2. “Okay, Glory” by Elizabeth Bear
3. “The Incursus By Asimov-NN#71” by Gord Sellar
4. “Marlowe and Harry and the Disinclined Laboratory” by Carrie Vaughn
5. “The Perpetual Day” by Crystal Koo
6. “Ti-Jean’s Last Adventure, As Told To Raccoon” by KT Bryski
7. “Oath of a God” by Ashok K. Banker
8. “Healing Benjamin” by Dennis Danvers
9. “Hath No Fury” by Kat Howard
10. “On The Side” by Seanan McGuire, on the author’s Patreon page.
11. “Hot Pants” by Elaine Kagan, from the anthology At Home in the Dark, edited by Lawrence Block
12. “The Eve of Infamy” by Jim Fusili
13. “Night Rounds” by James Reasoner
14. “The Flagellant” by Joyce Carol Oates
15. “The Things I’d Do” by Ed Park
16. “Favored to Death” by N.J. Ayres
17. “Rough Mix” by Warren Moore
18. “This Strange Bargain” by Laura Benedict
19. “The Senior Girls Bayonet Team” by Joe R. Lansdale
20. “If Only You Would Leave Me” by Nancy Pickard
21. “Giant’s Despair” by Duane Swierczynski
22. “Whistling in the Dark” by Richard Chizmar
23. “O, Swear Not by the Moon” by Jill D. Block
24. “Nightbound” by Wallace Stroby
25. “The Cucuzza Curse” by Thomas Pluck
26. “Cold Comfort” by Hilary Davidson
27. “Faun” by Joe Hill
So that’s 27 short stories in February, leaving me still slightly behind for the year so far. (February 28th was the 59th day of 2019.)

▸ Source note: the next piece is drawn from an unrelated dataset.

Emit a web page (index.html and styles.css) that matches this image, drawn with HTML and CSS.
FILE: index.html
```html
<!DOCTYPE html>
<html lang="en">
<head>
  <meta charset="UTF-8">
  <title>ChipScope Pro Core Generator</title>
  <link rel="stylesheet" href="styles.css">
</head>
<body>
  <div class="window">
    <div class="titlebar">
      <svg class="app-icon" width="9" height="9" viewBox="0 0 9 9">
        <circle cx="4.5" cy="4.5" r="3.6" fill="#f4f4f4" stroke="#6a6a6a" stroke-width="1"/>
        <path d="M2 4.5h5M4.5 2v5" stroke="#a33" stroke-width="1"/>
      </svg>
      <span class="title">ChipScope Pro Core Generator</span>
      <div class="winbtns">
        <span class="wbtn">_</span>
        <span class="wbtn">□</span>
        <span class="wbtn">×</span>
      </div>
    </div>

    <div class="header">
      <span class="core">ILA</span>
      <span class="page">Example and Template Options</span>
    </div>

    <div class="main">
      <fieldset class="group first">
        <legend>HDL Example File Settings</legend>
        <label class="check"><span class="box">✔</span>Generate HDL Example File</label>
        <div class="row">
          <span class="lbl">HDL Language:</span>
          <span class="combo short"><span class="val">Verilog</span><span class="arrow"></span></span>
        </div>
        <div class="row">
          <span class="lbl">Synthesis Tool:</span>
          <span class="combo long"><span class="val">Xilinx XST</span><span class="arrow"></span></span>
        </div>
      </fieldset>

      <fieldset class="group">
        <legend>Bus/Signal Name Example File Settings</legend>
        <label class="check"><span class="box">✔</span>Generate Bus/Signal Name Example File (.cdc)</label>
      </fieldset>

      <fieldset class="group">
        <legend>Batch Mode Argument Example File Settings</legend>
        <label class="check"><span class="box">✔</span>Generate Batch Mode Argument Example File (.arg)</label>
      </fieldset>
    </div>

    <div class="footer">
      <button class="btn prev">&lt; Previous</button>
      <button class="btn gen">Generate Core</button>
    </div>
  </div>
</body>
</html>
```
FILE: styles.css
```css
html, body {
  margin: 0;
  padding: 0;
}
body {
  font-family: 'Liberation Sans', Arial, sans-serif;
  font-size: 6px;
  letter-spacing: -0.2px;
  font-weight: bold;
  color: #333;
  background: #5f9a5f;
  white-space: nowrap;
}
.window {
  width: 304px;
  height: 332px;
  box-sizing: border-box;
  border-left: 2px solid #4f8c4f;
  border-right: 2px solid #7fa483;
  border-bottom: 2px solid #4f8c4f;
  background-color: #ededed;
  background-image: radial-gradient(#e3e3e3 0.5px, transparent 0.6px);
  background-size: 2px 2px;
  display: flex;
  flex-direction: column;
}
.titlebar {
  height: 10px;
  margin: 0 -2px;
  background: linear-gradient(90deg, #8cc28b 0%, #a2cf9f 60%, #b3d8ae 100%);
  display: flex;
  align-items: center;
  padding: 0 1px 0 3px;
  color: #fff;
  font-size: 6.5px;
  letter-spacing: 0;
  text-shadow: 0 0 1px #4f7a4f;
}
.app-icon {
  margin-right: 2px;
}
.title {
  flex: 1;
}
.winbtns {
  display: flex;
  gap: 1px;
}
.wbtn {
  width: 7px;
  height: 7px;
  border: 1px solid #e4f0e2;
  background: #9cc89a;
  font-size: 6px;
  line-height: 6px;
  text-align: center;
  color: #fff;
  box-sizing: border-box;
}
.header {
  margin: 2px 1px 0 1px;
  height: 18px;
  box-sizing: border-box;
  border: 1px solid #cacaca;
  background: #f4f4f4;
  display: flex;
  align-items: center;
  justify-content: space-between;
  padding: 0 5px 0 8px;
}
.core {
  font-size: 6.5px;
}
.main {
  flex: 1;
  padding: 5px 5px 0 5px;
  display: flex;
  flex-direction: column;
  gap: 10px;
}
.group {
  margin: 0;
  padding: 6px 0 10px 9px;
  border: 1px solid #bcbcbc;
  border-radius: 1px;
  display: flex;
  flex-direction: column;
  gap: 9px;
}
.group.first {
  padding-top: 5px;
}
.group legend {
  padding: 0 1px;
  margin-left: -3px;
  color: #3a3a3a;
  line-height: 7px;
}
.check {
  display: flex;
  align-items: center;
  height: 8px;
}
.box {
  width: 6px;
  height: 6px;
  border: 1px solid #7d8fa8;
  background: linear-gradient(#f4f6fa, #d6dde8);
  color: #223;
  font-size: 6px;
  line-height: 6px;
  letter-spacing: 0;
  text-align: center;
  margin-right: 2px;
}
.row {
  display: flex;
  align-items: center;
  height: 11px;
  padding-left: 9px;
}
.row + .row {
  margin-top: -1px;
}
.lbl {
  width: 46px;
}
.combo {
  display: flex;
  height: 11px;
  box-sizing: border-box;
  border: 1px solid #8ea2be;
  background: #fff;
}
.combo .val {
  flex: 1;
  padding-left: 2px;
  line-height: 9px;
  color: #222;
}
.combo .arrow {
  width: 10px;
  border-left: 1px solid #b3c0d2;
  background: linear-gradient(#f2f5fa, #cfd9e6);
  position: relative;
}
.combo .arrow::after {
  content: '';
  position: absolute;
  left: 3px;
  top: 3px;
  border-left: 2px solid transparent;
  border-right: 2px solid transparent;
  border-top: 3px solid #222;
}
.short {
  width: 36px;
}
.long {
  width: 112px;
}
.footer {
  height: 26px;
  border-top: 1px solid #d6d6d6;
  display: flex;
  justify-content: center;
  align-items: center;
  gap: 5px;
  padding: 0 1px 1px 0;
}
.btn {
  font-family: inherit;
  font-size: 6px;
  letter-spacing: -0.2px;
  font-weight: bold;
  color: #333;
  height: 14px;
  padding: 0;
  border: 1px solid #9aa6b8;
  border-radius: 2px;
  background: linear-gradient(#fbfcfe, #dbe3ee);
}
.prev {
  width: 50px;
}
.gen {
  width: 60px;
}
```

Summary of Reading Challenges:
“To Be Read” Challenge: This month: 0 read; YTD: 0 of 14 read.
365 Short Stories Challenge: This month: 27 read; YTD: 52 of 365 read.
Graphic Novels Challenge: This month: 6 read; TYD: 10 of 52 read.
Goodreads Challenge: This month: 18 read; YTD: 29 of 125 read.
Non-Fiction Challenge: This month: 02; YTD: 02 of 24 read.
Read the Book / Watch the Movie Challenge: This month: 0; YTD: 0 of 10 read/watched.
Complete the Series Challenge: This month: 0 books read; YTD: 0 of 16 read.